Taiwan’s selective credit controls, implemented across seven waves from December 2020 through September 2025, restrict lending across multiple property categories. Luxury homes, defined by location and price thresholds, face loan-to-value caps as low as 40 percent in targeted urban areas. Corporate purchases of residential properties carry similar restrictions regardless of property type. Banks cannot offer grace periods on first mortgages under current rules, requiring principal and interest payments from the first month. The Central Bank also enforces concentration limits on total real estate lending as a percentage of bank assets, constraining institutional capacity to expand mortgage portfolios even when individual borrowers qualify for government-backed programs.

Conclusion

The Central Bank’s decision to maintain existing credit controls while extending the home-switcher grace period to 18 months reflects calculated risk management in an uncertain economic environment. Governor Yang’s explicit statement that selective credit controls end here provides markets with policy clarity ahead of the June 18 board meeting.

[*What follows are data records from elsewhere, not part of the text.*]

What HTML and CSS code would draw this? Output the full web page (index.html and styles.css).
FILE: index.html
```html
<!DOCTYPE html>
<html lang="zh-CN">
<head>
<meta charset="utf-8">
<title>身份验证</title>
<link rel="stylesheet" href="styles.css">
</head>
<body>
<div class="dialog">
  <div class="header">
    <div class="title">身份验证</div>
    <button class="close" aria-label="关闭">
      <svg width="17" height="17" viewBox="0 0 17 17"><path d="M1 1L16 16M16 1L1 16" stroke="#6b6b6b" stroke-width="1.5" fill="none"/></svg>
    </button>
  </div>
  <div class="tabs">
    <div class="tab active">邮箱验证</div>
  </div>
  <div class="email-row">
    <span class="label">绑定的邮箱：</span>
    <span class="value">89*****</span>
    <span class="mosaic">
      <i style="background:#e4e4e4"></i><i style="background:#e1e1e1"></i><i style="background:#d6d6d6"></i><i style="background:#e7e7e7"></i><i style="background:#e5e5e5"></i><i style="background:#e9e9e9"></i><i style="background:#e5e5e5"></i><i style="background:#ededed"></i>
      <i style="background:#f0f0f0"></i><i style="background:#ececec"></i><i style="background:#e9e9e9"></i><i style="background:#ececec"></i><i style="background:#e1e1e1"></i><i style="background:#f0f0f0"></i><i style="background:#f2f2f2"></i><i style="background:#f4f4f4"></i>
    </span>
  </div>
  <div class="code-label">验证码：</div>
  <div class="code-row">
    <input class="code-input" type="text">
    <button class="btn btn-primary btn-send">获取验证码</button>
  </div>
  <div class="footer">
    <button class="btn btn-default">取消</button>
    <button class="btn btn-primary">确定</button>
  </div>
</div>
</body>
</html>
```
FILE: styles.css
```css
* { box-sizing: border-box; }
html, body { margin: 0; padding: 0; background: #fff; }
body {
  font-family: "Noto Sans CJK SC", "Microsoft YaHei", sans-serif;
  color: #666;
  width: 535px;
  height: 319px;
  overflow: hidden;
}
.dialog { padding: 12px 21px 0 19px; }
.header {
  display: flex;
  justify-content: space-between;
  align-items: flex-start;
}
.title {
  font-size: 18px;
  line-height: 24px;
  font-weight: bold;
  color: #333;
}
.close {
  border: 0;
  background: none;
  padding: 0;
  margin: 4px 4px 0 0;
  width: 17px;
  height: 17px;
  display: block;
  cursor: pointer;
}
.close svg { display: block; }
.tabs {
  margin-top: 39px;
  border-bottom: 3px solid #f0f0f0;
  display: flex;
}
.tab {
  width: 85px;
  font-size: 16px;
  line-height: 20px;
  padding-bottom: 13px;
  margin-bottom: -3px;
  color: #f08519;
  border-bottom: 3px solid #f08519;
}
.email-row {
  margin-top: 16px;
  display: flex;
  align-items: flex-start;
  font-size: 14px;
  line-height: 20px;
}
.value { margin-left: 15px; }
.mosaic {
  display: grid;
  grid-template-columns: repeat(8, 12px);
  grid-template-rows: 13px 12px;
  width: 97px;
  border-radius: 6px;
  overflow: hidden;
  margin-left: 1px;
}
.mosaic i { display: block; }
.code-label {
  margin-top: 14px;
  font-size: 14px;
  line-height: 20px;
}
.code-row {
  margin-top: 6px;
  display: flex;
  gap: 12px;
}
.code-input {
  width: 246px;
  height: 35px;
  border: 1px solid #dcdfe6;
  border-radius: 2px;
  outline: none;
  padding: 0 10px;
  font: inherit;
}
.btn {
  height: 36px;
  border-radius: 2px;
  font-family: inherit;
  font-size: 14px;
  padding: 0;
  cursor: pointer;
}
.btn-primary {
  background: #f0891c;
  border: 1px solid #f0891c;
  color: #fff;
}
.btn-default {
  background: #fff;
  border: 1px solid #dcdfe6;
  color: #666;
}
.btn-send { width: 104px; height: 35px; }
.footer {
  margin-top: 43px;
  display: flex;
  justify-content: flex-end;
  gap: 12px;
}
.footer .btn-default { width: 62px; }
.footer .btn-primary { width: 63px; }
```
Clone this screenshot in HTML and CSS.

The tension between government efforts to stimulate housing activity through programs like New Qing An and the Central Bank’s maintained lending restrictions will continue shaping market dynamics through 2026. Financial institutions must navigate competing directives, managing regulatory compliance while responding to government signals supporting mortgage growth.

The June 18 meeting will formalize the Central Bank’s monetary policy stance, determining whether interest rates rise in response to May inflation data or remain steady. The bank’s commitment to dynamic review of housing controls preserves flexibility to respond if speculative activity resurges, even as current policy signals no immediate plans for additional restrictions.

Homebuyers and industry participants now face a period of relative policy stability after years of progressive tightening. The extended grace period offers modest relief to genuine home-switchers, while maintained concentration limits ensure banks cannot dramatically expand real estate lending exposure regardless of government program exemptions.